>>>>

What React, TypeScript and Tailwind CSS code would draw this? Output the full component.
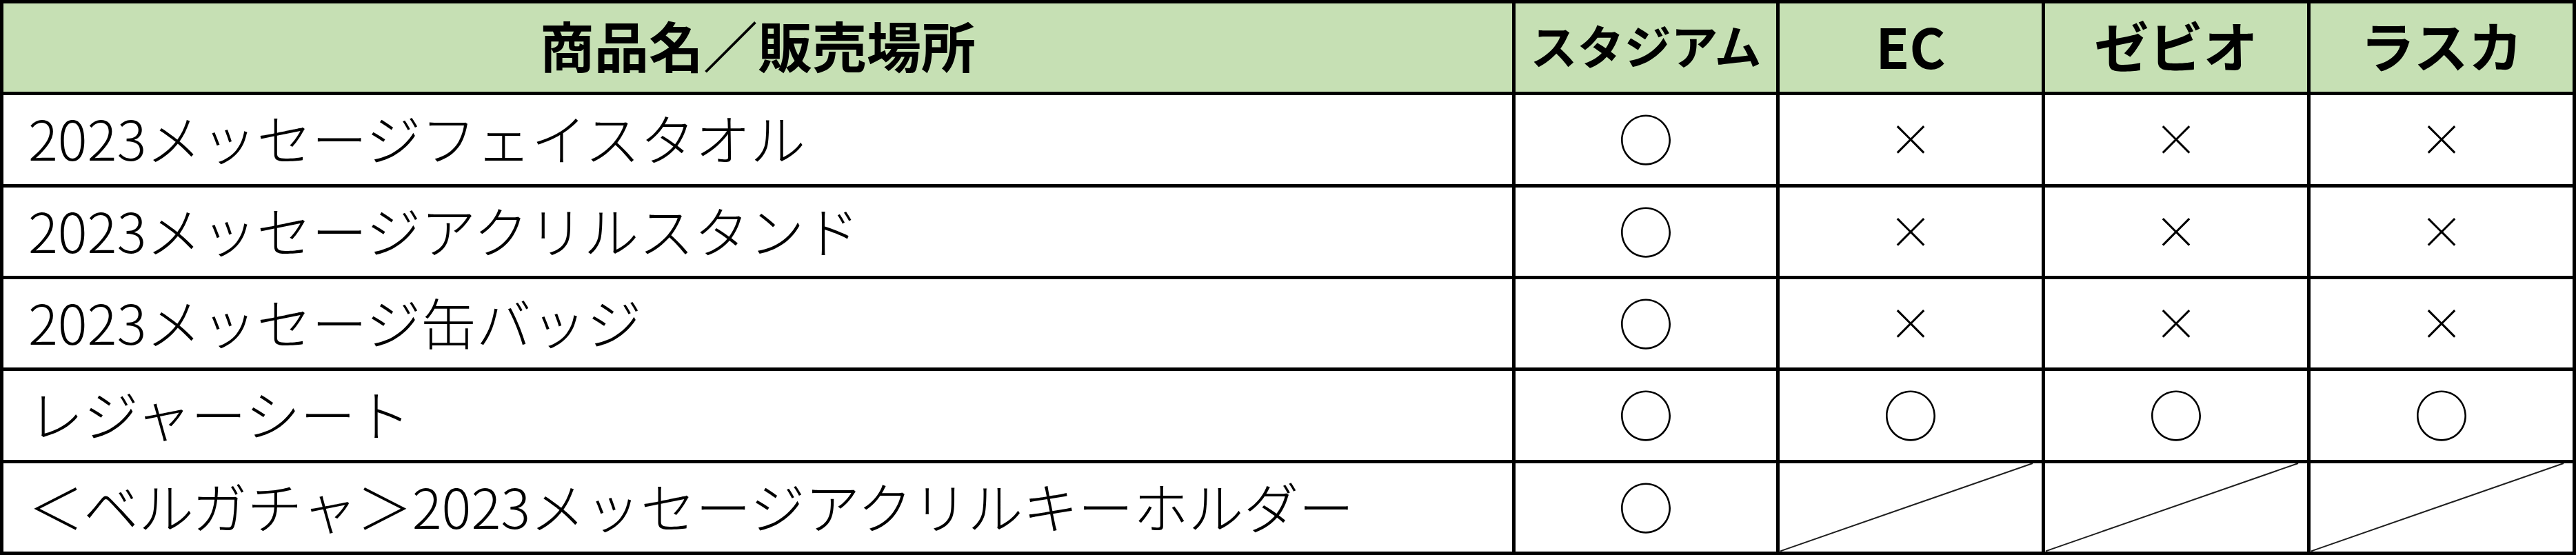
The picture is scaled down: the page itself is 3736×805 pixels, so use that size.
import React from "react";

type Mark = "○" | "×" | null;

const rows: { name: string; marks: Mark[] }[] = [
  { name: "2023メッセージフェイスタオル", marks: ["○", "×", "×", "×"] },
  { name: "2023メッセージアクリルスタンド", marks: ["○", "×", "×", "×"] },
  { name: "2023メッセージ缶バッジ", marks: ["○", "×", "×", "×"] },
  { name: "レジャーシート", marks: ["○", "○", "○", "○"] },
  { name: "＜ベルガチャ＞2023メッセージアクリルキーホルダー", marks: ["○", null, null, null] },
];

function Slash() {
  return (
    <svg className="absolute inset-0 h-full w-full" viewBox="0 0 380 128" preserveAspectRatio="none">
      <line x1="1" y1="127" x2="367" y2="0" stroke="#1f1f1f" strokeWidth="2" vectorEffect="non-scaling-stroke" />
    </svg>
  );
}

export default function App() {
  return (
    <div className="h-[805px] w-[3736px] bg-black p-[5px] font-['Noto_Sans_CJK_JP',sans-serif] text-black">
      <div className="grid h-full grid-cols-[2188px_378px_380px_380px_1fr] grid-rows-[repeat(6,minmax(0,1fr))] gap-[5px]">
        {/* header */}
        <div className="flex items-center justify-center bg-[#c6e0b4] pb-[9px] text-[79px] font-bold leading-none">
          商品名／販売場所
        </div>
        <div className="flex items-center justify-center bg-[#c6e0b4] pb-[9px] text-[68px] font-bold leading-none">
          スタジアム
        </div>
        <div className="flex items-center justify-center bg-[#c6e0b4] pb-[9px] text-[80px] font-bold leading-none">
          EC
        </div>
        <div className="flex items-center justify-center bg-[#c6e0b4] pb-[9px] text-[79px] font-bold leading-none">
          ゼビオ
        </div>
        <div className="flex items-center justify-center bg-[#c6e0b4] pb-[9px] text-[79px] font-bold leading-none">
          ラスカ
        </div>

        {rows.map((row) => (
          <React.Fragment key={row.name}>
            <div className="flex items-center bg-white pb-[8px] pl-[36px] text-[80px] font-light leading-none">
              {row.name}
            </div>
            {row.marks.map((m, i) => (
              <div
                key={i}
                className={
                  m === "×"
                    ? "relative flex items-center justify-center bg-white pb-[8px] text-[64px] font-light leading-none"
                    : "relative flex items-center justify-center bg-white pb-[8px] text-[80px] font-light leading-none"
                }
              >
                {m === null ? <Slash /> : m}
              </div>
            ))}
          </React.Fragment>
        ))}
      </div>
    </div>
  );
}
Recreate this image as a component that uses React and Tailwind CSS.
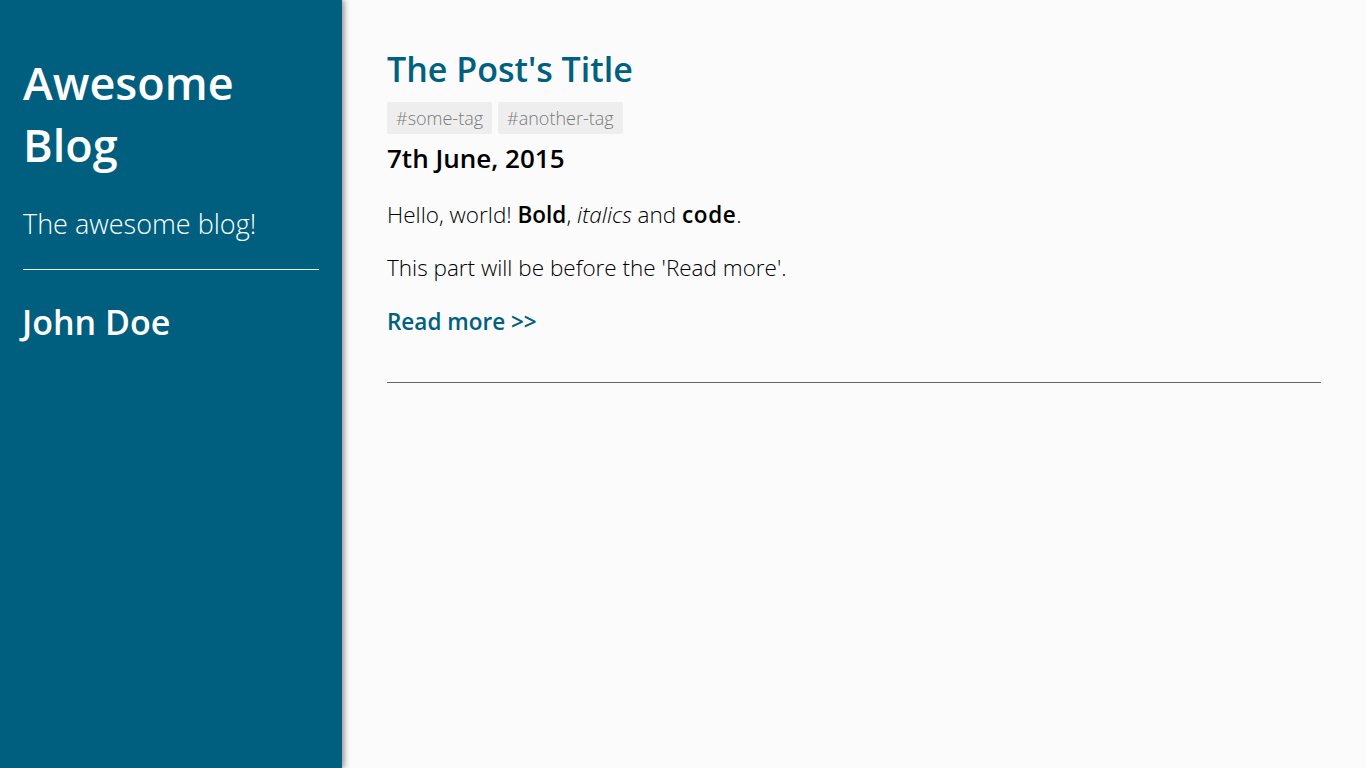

<<<<

Give back the whole listing as it stands, minus its pictures.

What React, TypeScript and Tailwind CSS code would draw this? Output the full component.
The picture is scaled down: the page itself is 3736×805 pixels, so use that size.
import React from "react";

type Mark = "○" | "×" | null;

const rows: { name: string; marks: Mark[] }[] = [
  { name: "2023メッセージフェイスタオル", marks: ["○", "×", "×", "×"] },
  { name: "2023メッセージアクリルスタンド", marks: ["○", "×", "×", "×"] },
  { name: "2023メッセージ缶バッジ", marks: ["○", "×", "×", "×"] },
  { name: "レジャーシート", marks: ["○", "○", "○", "○"] },
  { name: "＜ベルガチャ＞2023メッセージアクリルキーホルダー", marks: ["○", null, null, null] },
];

function Slash() {
  return (
    <svg className="absolute inset-0 h-full w-full" viewBox="0 0 380 128" preserveAspectRatio="none">
      <line x1="1" y1="127" x2="367" y2="0" stroke="#1f1f1f" strokeWidth="2" vectorEffect="non-scaling-stroke" />
    </svg>
  );
}

export default function App() {
  return (
    <div className="h-[805px] w-[3736px] bg-black p-[5px] font-['Noto_Sans_CJK_JP',sans-serif] text-black">
      <div className="grid h-full grid-cols-[2188px_378px_380px_380px_1fr] grid-rows-[repeat(6,minmax(0,1fr))] gap-[5px]">
        {/* header */}
        <div className="flex items-center justify-center bg-[#c6e0b4] pb-[9px] text-[79px] font-bold leading-none">
          商品名／販売場所
        </div>
        <div className="flex items-center justify-center bg-[#c6e0b4] pb-[9px] text-[68px] font-bold leading-none">
          スタジアム
        </div>
        <div className="flex items-center justify-center bg-[#c6e0b4] pb-[9px] text-[80px] font-bold leading-none">
          EC
        </div>
        <div className="flex items-center justify-center bg-[#c6e0b4] pb-[9px] text-[79px] font-bold leading-none">
          ゼビオ
        </div>
        <div className="flex items-center justify-center bg-[#c6e0b4] pb-[9px] text-[79px] font-bold leading-none">
          ラスカ
        </div>

        {rows.map((row) => (
          <React.Fragment key={row.name}>
            <div className="flex items-center bg-white pb-[8px] pl-[36px] text-[80px] font-light leading-none">
              {row.name}
            </div>
            {row.marks.map((m, i) => (
              <div
                key={i}
                className={
                  m === "×"
                    ? "relative flex items-center justify-center bg-white pb-[8px] text-[64px] font-light leading-none"
                    : "relative flex items-center justify-center bg-white pb-[8px] text-[80px] font-light leading-none"
                }
              >
                {m === null ? <Slash /> : m}
              </div>
            ))}
          </React.Fragment>
        ))}
      </div>
    </div>
  );
}
Recreate this image as a component that uses React and Tailwind CSS.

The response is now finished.